Love and only love
Bernard's mystical theology
Bernard of Clairvaux enters the monastery at Cîteaux at twenty-two years old, bringing with him thirty of his relatives and friends whom he has personally persuaded to join. It is his first and most revealing act: even at the threshold of the contemplative life, he cannot stop drawing people toward what he has found.
At Clairvaux, the monastery he founds in 1115 AD in a valley so bleak and cold it was called the Valley of Wormwood, he develops the mystical theology that becomes the central current of medieval Western spirituality.
It is a theology of love. Not of knowledge, not of argument, not primarily of virtue — though all of these matter — but of love. The soul is made for union with God, and the path to that union passes through the progressive purification of love: from the lowest stage, loving self for self's sake, through loving God for self's sake, to loving self for God's sake, and finally to the highest stage — loving God for God's sake alone, finding in God all that one needs, the soul dissolved in the divine love like a drop of water in wine.
The Sermons on the Song of Songs — eighty-six sermons preached over eighteen years on the first two chapters of one book of the Bible — are the record of this journey. They are among the most intimate pieces of theological writing ever produced, the record of a soul in love with God working out, in public, before his monks, what that love actually means.
He never finishes the commentary. He dies with most of the Song of Songs still unaddressed.
“You wish me to tell you why God is to be loved and how much. I answer: the reason for loving God is God himself; the measure of love due to him is to love without measure.”

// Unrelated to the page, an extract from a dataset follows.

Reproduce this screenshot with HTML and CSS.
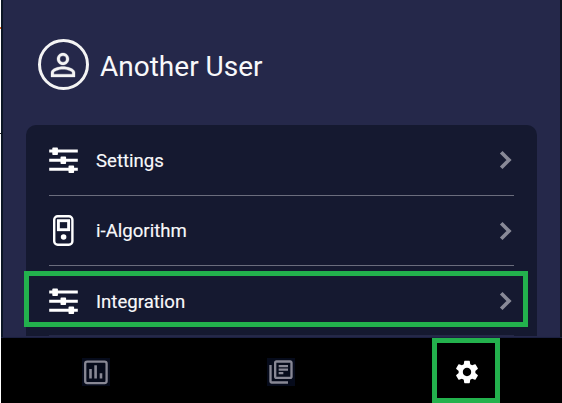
FILE: index.html
```html
<!DOCTYPE html>
<html lang="en">
<head>
<meta charset="utf-8">
<title>Settings</title>
<link rel="stylesheet" href="styles.css">
</head>
<body>
<div class="screen">
  <main class="content">
    <header class="profile">
      <span class="avatar">
        <svg width="36" height="36" viewBox="0 0 24 24" fill="#f4f4f4" stroke="#f4f4f4" stroke-width="0.2"><path d="M12 5.9a2.1 2.1 0 1 1 0 4.2 2.1 2.1 0 0 1 0-4.2m0 9c2.97 0 6.1 1.46 6.1 2.1v1.1H5.9V17c0-.64 3.13-2.1 6.1-2.1M12 4C9.79 4 8 5.79 8 8s1.79 4 4 4 4-1.79 4-4-1.79-4-4-4zm0 9c-2.67 0-8 1.34-8 4v3h16v-3c0-2.66-5.33-4-8-4z"/></svg>
      </span>
      <h1 class="name">Another User</h1>
    </header>
    <section class="card">
      <div class="row">
        <svg class="icon" width="30" height="32" viewBox="0 0 30 32"><path d="M0.2 7H28.8M0.2 16.2H28.8M0.2 25.3H28.8" stroke="#fff" stroke-width="3"/><path d="M4.1 4.2h4v6h-4zM12.3 13.2h4v6h-4zM20.3 22.3h4v6h-4z" fill="#fff" stroke="#fff" stroke-width="1.6" stroke-linejoin="round"/></svg>
        <span class="label">Settings</span>
        <svg class="chevron" width="14" height="22" viewBox="0 0 14 22"><path d="M2.2 3.2L10 11L2.2 18.8" fill="none" stroke="#888997" stroke-width="3.7"/></svg>
      </div>
      <div class="row">
        <svg class="icon" width="30" height="32" viewBox="0 0 30 32"><rect x="5.2" y="1.2" width="18.2" height="28.6" rx="3.5" fill="none" stroke="#fff" stroke-width="2.4"/><rect x="9.4" y="5.7" width="10.2" height="9" fill="none" stroke="#fff" stroke-width="2.9"/><circle cx="14.6" cy="22" r="2.8" fill="#fff"/></svg>
        <span class="label raised">i-Algorithm</span>
        <svg class="chevron" width="14" height="22" viewBox="0 0 14 22"><path d="M2.2 3.2L10 11L2.2 18.8" fill="none" stroke="#888997" stroke-width="3.7"/></svg>
      </div>
      <div class="row last">
        <svg class="icon" width="30" height="32" viewBox="0 0 30 32"><path d="M0.2 7H28.8M0.2 16.2H28.8M0.2 25.3H28.8" stroke="#fff" stroke-width="3"/><path d="M4.1 4.2h4v6h-4zM12.3 13.2h4v6h-4zM20.3 22.3h4v6h-4z" fill="#fff" stroke="#fff" stroke-width="1.6" stroke-linejoin="round"/></svg>
        <span class="label">Integration</span>
        <svg class="chevron" width="14" height="22" viewBox="0 0 14 22"><path d="M2.2 3.2L10 11L2.2 18.8" fill="none" stroke="#888997" stroke-width="3.7"/></svg>
        <span class="highlight"></span>
      </div>
    </section>
  </main>
  <nav class="tabs">
    <span class="tab"><svg class="tile" width="28" height="28" viewBox="0 0 28 28"><rect x="3.2" y="3.7" width="21.4" height="21.4" rx="2" fill="none" stroke="#888895" stroke-width="2.3"/><path d="M8.5 11v9.5M13.6 7.3v13.2M19 15.3v5.2" stroke="#888895" stroke-width="2.6"/></svg></span>
    <span class="tab"><svg class="tile" width="28" height="28" viewBox="0 0 24 24" fill="#888895"><path d="M4 6H2v14c0 1.1.9 2 2 2h14v-2H4V6zm16-4H8c-1.1 0-2 .9-2 2v12c0 1.1.9 2 2 2h12c1.1 0 2-.9 2-2V4c0-1.1-.9-2-2-2zm0 14H8V4h12v12zM10 9h8v2h-8zm0 3h4v2h-4zm0-6h8v2h-8z"/></svg></span>
    <span class="tab active"><svg width="28" height="28" viewBox="0 0 24 24" fill="#fff"><path d="M19.14 12.94c.04-.3.06-.61.06-.94 0-.32-.02-.64-.07-.94l2.03-1.58c.18-.14.23-.41.12-.61l-1.92-3.32c-.12-.22-.37-.29-.59-.22l-2.39.96c-.5-.38-1.03-.7-1.62-.94l-.36-2.54c-.04-.24-.24-.41-.48-.41h-3.84c-.24 0-.43.17-.47.41l-.36 2.54c-.59.24-1.13.57-1.62.94l-2.39-.96c-.22-.08-.47 0-.59.22L2.74 8.87c-.12.21-.08.47.12.61l2.03 1.58c-.05.3-.09.63-.09.94s.02.64.07.94l-2.03 1.58c-.18.14-.23.41-.12.61l1.92 3.32c.12.22.37.29.59.22l2.39-.96c.5.38 1.03.7 1.62.94l.36 2.54c.05.24.24.41.48.41h3.84c.24 0 .44-.17.47-.41l.36-2.54c.59-.24 1.13-.56 1.62-.94l2.39.96c.22.08.47 0 .59-.22l1.92-3.32c.12-.22.07-.47-.12-.61l-2.01-1.58zM12 15.6c-1.98 0-3.6-1.62-3.6-3.6s1.62-3.6 3.6-3.6 3.6 1.62 3.6 3.6-1.62 3.6-3.6 3.6z"/></svg></span>
  </nav>
</div>
<span class="edge-mark orange"></span>
<span class="edge-mark dark"></span>
</body>
</html>
```
FILE: styles.css
```css
* { box-sizing: border-box; }
body {
  position: relative;
  margin: 0;
  background: #fff;
  font-family: Roboto, sans-serif;
  color: #f8f8fa;
}
.screen {
  width: 562px;
  height: 403px;
  overflow: hidden;
  border-left: 1px solid #fff;
  display: flex;
  flex-direction: column;
}
.content {
  height: 337px;
  flex: none;
  padding: 39px 23px 0;
  background: #25284a;
  border-left: 2px solid #0b1525;
  border-right: 2px solid #10131f;
}
.profile {
  display: flex;
  align-items: flex-start;
  height: 52px;
  padding-left: 12px;
  gap: 11px;
}
.avatar {
  width: 51px;
  height: 51px;
  border: 3px solid #f4f4f4;
  border-radius: 50%;
  display: flex;
  align-items: center;
  justify-content: center;
}
.avatar svg { margin-right: 1px; }
.name {
  margin: 11px 0 0;
  font-size: 28px;
  font-weight: 400;
  line-height: 34px;
  white-space: nowrap;
}
.card {
  width: 511px;
  height: 211px;
  margin-top: 34px;
  padding: 0 23px;
  background: #151930;
  border-radius: 10px 10px 0 0;
}
.row {
  position: relative;
  display: flex;
  align-items: center;
  height: 70px;
  border-bottom: 1px solid #6b6d7d;
}
.row:first-child { height: 71px; }
.row.last { border-bottom-color: #242846; }
.icon { flex: none; }
.label {
  flex: 1;
  margin-left: 17px;
  padding-top: 2px;
  font-size: 18.6px;
  line-height: 24px;
  -webkit-text-stroke: 0.15px #f8f8fa;
}
.label.raised { padding-top: 0; }
.chevron { flex: none; margin-right: 1px; }
.highlight {
  position: absolute;
  left: -25px;
  top: 5px;
  width: 504px;
  height: 56px;
  border: 5px solid #23b14d;
}
.tabs {
  flex: 1;
  display: grid;
  grid-template-columns: 1fr 1fr 1fr;
  padding: 0 3px 0 2px;
  background: #000;
  border-top: 1px solid #1b2040;
}
.tab {
  display: flex;
  align-items: center;
  justify-content: center;
  padding-top: 3px;
}
.tile { background: #060b1b; }
.active {
  justify-self: center;
  width: 68px;
  padding-left: 2px;
  border: 5px solid #23b14d;
}
.edge-mark {
  position: absolute;
  left: 0;
  width: 1px;
}
.orange { top: 27px; height: 2px; background: #e3651d; }
.dark { top: 133px; height: 1px; background: #222; }
```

— Bernard of Clairvaux, On Loving God I.1, c. 1127 AD
“We love Him, because he first loved us.”
The reason for loving God is God himself. The measure is to love without measure.
Bernard strips the question of its complexity and finds the irreducible core. Not: love God because of what he has done for you. Not: love God because the law requires it. Not: love God as a means to something else.
Love God because he is loveable. Love him because love, when it reaches its proper object, cannot stop.
This is the destination toward which all Bernard's theology moves — not a doctrine, not a practice, not a moral achievement, but a person, loved for himself, more and more, with less and less held back.
Are you moving in that direction? And what is still held back?